At a deeper level, the “primary caregiver” formulation sends the message that there is “naturally” only one, which reinforces breadwinner-homemaker gender roles. The phrase “primary or equal caregiver” is better, but has a subtle drawback. Men tend to overestimate the equality of their household arrangements. That been documented over and over again, most recently in a Pew Research Center study. So a policy written in this way leaves the door open to fathers who change a few diapers and see that as equal.
It’s best on this front to leave little to the imagination. Harvard’s workload-reduction policy does exactly this. It requires professors to certify that they are doing at least 20 hours of child care between 9 a.m. and 5 p.m. on weekdays. That solution is not perfect, but nothing is. Trying to be more directive than that gets the universities too involved in micromanaging family life. But it’s a reasonable assumption that professors would be spending 40 hours a week on their jobs, so it’s also reasonable to require them to certify that they are spending half that time on child care if they want a benefit designed for people with child-care responsibilities.
Does that mean that the baby Gestapo will storm into professors’ homes to check up? Of course not. People are required to make certifications to human resources for all sorts of things, and this is simply one of them. Academic communities tend to be small. If someone is abusing the policy, people will probably know soon enough. (For a more comprehensive list of best practices on this, read “Effective Policies and Programs for Retention and Advancement of Women in Academia.”)
A best-practice stop-the-clock policy should apply not only for child care, but also for other serious caregiving responsibilities, notably elder care. Same certification: at least 20 hours a week.
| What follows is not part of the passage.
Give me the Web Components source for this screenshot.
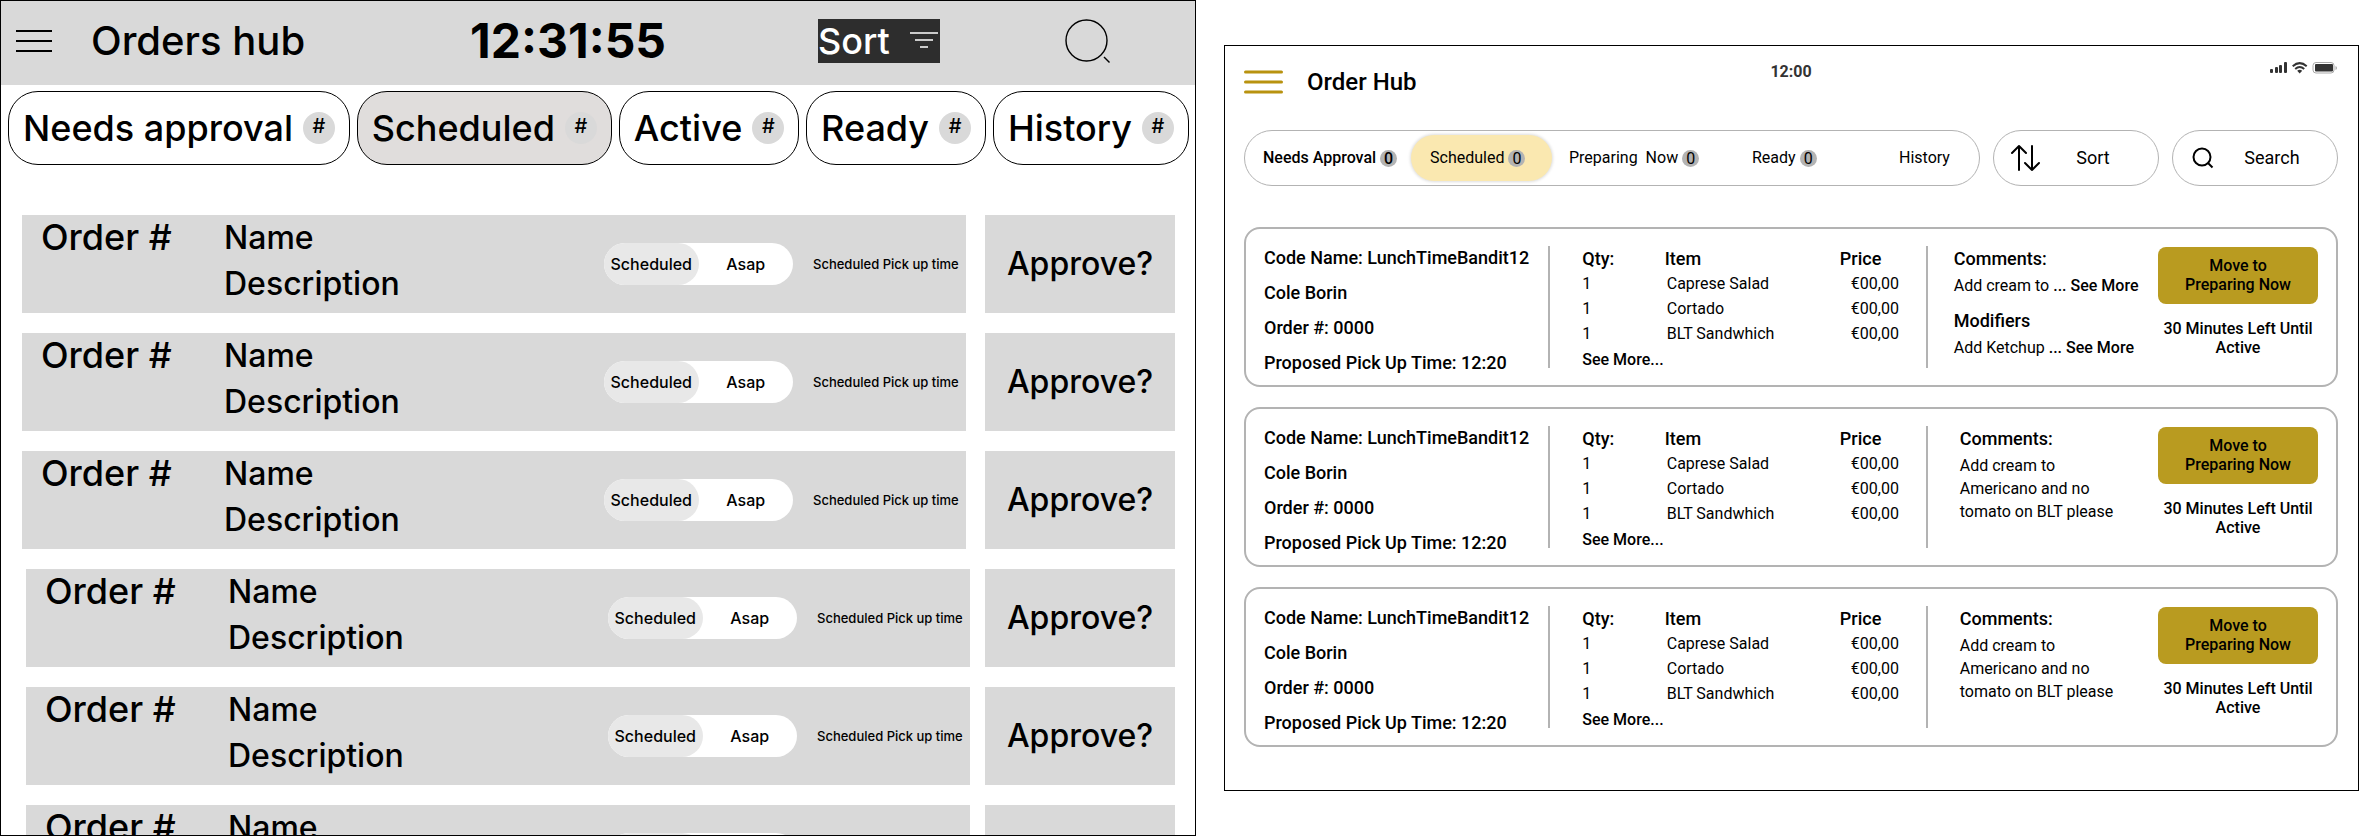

Prevent stop-the-clock policies from disadvantaging those who use them. That will not be easy. The 2013 study we mentioned earlier found that, although stop-the-clock policies help with promotions,they tend to hurt with salary increases. Both men and women who stop the tenure clocks take a salary hit afterward, and men’s lasts longer. That is consistent with the findings of many studies — both in social psychology and in industrial-organizational psychology — documenting the stigma that accompanies any request in the workplace for flexibility. That stigma affects employees who signal that they are not ideal workers. Those workplace studies found specifically that men who take family leave or ask for flexibility suffer strong career detriments because they are seen as weirdly feminine. By the way, that’s sex discrimination.
Colleges and universities — 90 percent of which have stop-the-clock policies — should begin taking active steps to ensure people who use those policies are not penalized artificially (and illegally) for doing so. That’s the kind of evidence plaintiffs’ employment lawyers just love.
One step is to inform a tenure candidate’s external (and internal) reviewers that they should tally only countable time, and exclude periods when the clock was stopped. Standard language defining the time in service should be incorporated into all correspondence about searches and rank-and-tenure matters. This approach is much better than the all-too-common practice of simply telling reviewers they should not be biased; they will have no idea what you are talking about.
In short, what academe needs is better family-friendly policies, not fewer of them. We need policies that are sex-neutral but not reality-neutral. Institutions must ensure that faculty members who care for children, the elderly, or the sick are not penalized for doing what any responsible family member would do.